Signature Newsletter , September 19, 1996

The federal government is trying to strengthen its support of families by getting involved in the war on teenage (and younger) use of drugs, tobacco, alcohol and the viewing of adult programming on television. The two biggest movements currently are the one against teen smoking and the proposed television program rating system along with the technology of the so-called "v-chip."

The Food and Drug Administration recently reported going through sacks of mail from school children, some of it scribbled in crayon, urging federal action to curb teen smoking. Some of the letters were obviously the result of class projects as it was reported that one New York school alone sent 500 letters.

And we have all seen President Clinton and Republican Presidential Candidate Bob Dole claim to be the antidrug and pro family values candidate. We undoubtedly will see more as the campaign progresses to election day. Both men claiming the moral high ground in a war to protect the safety of the Nation's children.

The President and Mr. Dole are right minded in desiring to protect our youth. The war against bad underage choices is a good war in that any progress made can be a victory for all. But it will be a failed war if we let legislative or political partisan momentum override what is right. And this is one issue where there is a right side.

As a former public school teacher it is hard for me to criticize the schools for having children write letters to their government supporting anti-drug positions, yet it is here that some of the criticism must lie. And while it would seem that the involvement of children in citizen action and the political process in schools teaches. them adult lessons there is a fly in this carefully orchestrated ointment and that is that Nancy Reagan was right. We can legislate and restrict and control and penalize all we want but if children just say "yes" it will all have been for naught.

I am not saying that we should allow tobacco advertising on school grounds, or unrestricted access to all television shows. But there are two distinct lessons that children need to be taught about moral issues and the schools have too often reinforced the wrong ones. Lesson number one is that it is not the responsibility of the government to protect people from their own moral choices. But this is a prevailing feeling today. Whatever is the problem we run to the government and ask for laws. If we fail to get the laws we want we run to the courts to have the old laws overthrown.

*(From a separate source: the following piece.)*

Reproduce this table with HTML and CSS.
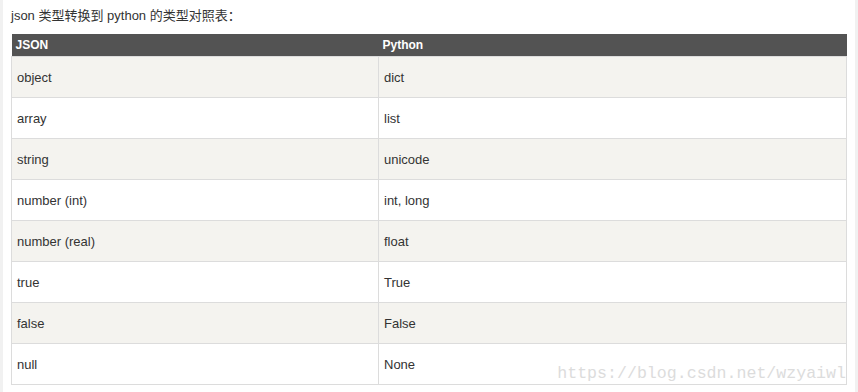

We wrongly teach our children that smoking can be cured through laws rather than through strength of character and personal choices.

We wrongly teach our children that they are to be prevented from viewing inappropriate television shows only by parental programming of the television, rather than through parental supervision, strength of character and good personal choices. This lesson is a negative one for the strength of our democratic republic, and it leads us directly to the second lesson.

Children in today's schools and today's homes are too often taught that they are not in control of all of their choices. They are taught that Ritatin will cure a lack of self-discipline, condoms will solve promiscuity, and that if the evil tobacco advertisers would go away no one would smoke. They are too often taught that "just saying no" is not only nerdy but is not effective, when nothing could be farther from the truth.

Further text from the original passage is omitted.